The US E-2 Treaty Investor Visa Guide covers the complete green card transition architecture — EB-1C, EB-2 NIW, and EB-5 pathways — including the corporate structuring decisions that must be made at formation, not retroactively. For non-treaty nationals investing $235,000+ in CBI before the E-2 even begins, getting the corporate structure right on day one is worth more than the entire CBI investment.
Who This Is For
- Nationals of India, China, Brazil, Vietnam, Indonesia, or other non-treaty countries exploring the E-2 as a US business immigration pathway
- High-net-worth individuals evaluating CBI programs (Grenada, Turkey) specifically for E-2 access
- Anyone trying to understand the AMIGOS Act three-year domicile requirement and what "genuine domicile" actually means in practice
- Families comparing the CBI-to-E-2 route against EB-5 direct investment
Who This Is NOT For
- Treaty-country nationals (Japan, South Korea, UK, Germany, France, Canada, Australia, Mexico, etc.) — you don't need CBI; apply for the E-2 directly
- Anyone seeking a quick path to the US — the CBI-to-E-2 pipeline now takes 3.5–4 years minimum
- Applicants whose primary goal is a green card — the EB-5 may be more direct if you have $800,000+ and aren't subject to severe per-country backlogs
Frequently Asked Questions
Can Indian nationals get an E-2 visa?
Not directly. India does not maintain a qualifying Treaty of Commerce and Navigation with the United States for E-2 purposes. Indian nationals can access the E-2 through Citizenship by Investment in a treaty country — most commonly Grenada ($235,000 minimum) or Turkey ($400,000 minimum). However, the AMIGOS Act of 2022 now requires three years of domicile in the CBI country before filing for an E visa. The total timeline from CBI application to US entry on an E-2 is approximately 3.5–4 years.
How much does the Grenada CBI to E-2 pathway actually cost?
The total cost is significantly higher than the headline $235,000 CBI contribution. Government fees, due diligence, and legal processing add $15,000–$25,000 to the CBI side. Then you need the E-2 investment itself — typically $100,000–$500,000 depending on the business. Plus immigration attorney fees ($4,000–$15,000), business plan costs ($970–$3,500), and consular fees. Realistic all-in cost for a family: $350,000–$800,000+.

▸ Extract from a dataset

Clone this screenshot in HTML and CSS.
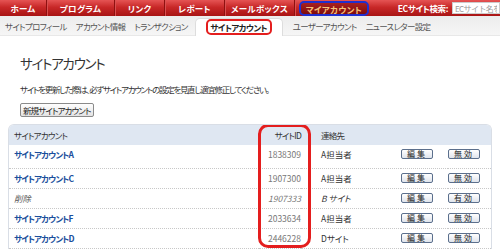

What does the AMIGOS Act three-year domicile requirement actually require?
The law requires that individuals who acquired treaty-country nationality through financial investment must be "domiciled" in that country for a continuous three-year period before applying for an E visa. The precise documentation standards are still evolving through consular practice, but expect to demonstrate genuine ties: tax residency, banking activity, real estate or lease agreements, utility bills, and records of substantial physical presence. A Grenadian address on paper without evidence of genuine life presence is unlikely to satisfy the requirement.
Is the CBI-to-E-2 route still worth it after the AMIGOS Act?
For many non-treaty nationals, yes — but only if you plan strategically. The three-year domicile requirement transforms this from a financial transaction into a life plan. Use the domicile period productively: research US business opportunities, develop your business plan, prepare source of funds documentation, and evaluate franchises. If you're unwilling to genuinely relocate to Grenada for three years, or if your primary goal is US permanent residency rather than business ownership, the EB-5 may be a more direct path.
What happens if my E-2 is denied after I've already spent $235,000 on Grenadian citizenship?
The Grenadian citizenship is yours regardless of the E-2 outcome — it's not contingent on a successful US visa application. For the E-2 business investment, the escrow mechanism under 9 FAM 402.9-6(B) allows you to place business purchase funds in escrow contingent on visa approval, protecting your capital against denial. This is especially critical for CBI-route applicants who have already deployed significant capital on the citizenship side.